Tunisia overtakes Italy in olive oil production and becomes the world’s second largest producer behind Spain. The news was relaunched by the Financial Times and makes a noise even though it is nothing new. Just some time ago, due to alternating production and a particularly poor year, Italy had even slipped to fourth place among the world’s leading producers (surpassed by Greece and Tunisia). The problem, if anything, is that the current Tunisian overtaking is no longer merely episodic but has the contours of a structural process.

Tunisian production

According to estimates, Tunisian olive oil production in the 2025-26 marketing year could exceed 380-400 thousand tonnes (but projections credit Tunisia with a potential of 500 thousand tonnes) against the approximately 300 thousand expected in Italy. It should be remembered that Italy produced just under 800 thousand tonnes until 2000. What has happened in this quarter of a century?

On the one hand, the recent growth in Tunisian production seems to have been driven by the sharp escalation in olive oil prices around 2024 when a momentary collapse in Spanish supply (penalised by drought) pushed international extra virgin prices to their highest levels.

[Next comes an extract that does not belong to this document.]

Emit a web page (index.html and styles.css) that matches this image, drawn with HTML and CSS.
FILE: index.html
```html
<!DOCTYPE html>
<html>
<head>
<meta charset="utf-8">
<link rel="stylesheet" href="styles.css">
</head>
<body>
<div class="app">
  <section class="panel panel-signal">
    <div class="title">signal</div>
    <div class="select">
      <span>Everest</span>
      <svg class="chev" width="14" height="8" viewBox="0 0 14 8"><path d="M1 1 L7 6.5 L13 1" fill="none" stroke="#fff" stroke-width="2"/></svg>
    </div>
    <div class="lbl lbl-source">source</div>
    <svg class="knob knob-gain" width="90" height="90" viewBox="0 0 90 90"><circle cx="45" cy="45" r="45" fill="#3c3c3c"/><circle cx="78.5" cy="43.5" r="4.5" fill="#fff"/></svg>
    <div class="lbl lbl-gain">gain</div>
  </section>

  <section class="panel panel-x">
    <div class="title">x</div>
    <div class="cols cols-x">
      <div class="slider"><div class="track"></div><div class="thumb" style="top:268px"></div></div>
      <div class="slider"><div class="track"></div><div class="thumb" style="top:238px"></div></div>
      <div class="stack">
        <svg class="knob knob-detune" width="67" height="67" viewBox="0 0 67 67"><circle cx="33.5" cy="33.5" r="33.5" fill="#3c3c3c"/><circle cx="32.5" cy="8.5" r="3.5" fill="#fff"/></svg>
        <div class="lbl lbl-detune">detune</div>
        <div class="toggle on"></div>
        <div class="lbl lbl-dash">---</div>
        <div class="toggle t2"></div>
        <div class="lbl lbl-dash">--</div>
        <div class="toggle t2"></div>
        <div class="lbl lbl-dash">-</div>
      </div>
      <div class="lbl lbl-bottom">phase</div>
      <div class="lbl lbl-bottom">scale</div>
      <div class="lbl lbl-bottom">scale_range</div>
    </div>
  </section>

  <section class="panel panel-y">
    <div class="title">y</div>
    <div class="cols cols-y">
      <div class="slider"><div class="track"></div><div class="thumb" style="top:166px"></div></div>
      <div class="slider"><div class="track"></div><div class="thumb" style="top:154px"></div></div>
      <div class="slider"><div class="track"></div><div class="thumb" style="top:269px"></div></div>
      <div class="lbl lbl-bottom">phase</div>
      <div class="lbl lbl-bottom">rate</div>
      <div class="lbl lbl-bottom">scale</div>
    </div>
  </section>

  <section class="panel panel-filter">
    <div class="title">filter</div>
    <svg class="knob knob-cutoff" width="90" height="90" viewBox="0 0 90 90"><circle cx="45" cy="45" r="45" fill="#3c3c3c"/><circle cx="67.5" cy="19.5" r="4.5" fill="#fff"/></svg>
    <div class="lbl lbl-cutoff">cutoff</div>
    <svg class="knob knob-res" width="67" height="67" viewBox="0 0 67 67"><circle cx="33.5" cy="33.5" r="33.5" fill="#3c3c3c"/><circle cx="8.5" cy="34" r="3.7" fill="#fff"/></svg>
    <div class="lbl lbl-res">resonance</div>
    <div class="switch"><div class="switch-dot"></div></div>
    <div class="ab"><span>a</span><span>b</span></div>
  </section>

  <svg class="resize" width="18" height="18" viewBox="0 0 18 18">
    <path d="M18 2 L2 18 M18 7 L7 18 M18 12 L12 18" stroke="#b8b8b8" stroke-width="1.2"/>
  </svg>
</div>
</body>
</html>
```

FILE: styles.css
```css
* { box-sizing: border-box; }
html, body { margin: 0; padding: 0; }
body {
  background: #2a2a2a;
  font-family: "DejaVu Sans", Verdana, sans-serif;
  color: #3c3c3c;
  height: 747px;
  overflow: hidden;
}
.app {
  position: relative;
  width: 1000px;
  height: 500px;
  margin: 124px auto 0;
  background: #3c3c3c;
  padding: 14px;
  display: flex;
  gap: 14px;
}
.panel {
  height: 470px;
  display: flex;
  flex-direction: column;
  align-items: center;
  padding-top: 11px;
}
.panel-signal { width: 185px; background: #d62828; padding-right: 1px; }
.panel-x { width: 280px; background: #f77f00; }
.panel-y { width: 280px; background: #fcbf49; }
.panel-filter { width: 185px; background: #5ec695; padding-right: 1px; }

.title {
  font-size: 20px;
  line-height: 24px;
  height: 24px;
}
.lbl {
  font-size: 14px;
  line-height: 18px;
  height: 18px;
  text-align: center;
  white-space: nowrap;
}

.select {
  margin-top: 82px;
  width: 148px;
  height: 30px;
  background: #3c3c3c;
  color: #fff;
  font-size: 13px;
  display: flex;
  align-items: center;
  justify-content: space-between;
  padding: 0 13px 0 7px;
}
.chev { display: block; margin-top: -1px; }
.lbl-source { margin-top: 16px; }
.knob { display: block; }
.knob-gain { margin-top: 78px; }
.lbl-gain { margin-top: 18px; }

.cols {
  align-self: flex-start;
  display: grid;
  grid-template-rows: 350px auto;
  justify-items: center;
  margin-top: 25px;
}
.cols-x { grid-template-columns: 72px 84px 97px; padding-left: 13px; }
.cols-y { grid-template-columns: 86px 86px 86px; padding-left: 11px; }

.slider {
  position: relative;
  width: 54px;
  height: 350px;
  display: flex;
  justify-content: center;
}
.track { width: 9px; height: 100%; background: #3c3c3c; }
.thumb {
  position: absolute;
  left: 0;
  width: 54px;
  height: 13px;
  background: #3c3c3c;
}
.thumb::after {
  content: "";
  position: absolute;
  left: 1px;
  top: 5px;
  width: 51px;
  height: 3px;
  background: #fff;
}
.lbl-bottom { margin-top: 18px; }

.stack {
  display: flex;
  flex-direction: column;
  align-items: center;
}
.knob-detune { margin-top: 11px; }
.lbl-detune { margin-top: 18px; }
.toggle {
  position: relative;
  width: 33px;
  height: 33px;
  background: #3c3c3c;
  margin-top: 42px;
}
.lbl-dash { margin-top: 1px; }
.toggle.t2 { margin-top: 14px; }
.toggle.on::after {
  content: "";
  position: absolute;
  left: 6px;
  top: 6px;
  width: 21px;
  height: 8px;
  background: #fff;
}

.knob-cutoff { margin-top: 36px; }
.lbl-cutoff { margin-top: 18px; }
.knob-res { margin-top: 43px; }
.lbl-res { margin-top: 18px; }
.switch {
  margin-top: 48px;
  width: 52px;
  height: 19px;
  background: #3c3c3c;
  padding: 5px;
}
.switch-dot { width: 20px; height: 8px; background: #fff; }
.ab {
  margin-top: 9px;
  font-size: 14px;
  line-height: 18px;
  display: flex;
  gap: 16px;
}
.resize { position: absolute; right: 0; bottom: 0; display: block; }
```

The collapse of Italian-made oil

On the other, the collapse of Made in Italy oil. National production has been reduced to a minimum due to a number of concomitant causes. First of all, the strong growth of new competitors, starting with the veritable Spanish explosion and more recently Tunisia, Turkey and Morocco, has reduced margins for producers. The productions of these new competitors are often intensive, made with strong recourse to mechanised harvesting and therefore with much lower costs than traditional Italian olive growing. This mismatch, in many cases, instead of prompting Made in Italy olive growers to respond by investing and restructuring national olive growing has often diverted them towards abandonment and exit from the sector.

The EU aid mechanism

A not marginal, negative role was also played by the devastating EU mechanism of decoupling EU aid introduced in 2003. In essence, Brussels ensures that Italian olive growers receive an aid amount proportional to their historical production even if they have stopped producing. The combined effect of these elements has been a rush to abandonment. In Italy, it is conservatively estimated that around 300,000 hectares of olive groves out of a total of 1.1 million hectares have been abandoned in the last 20 years.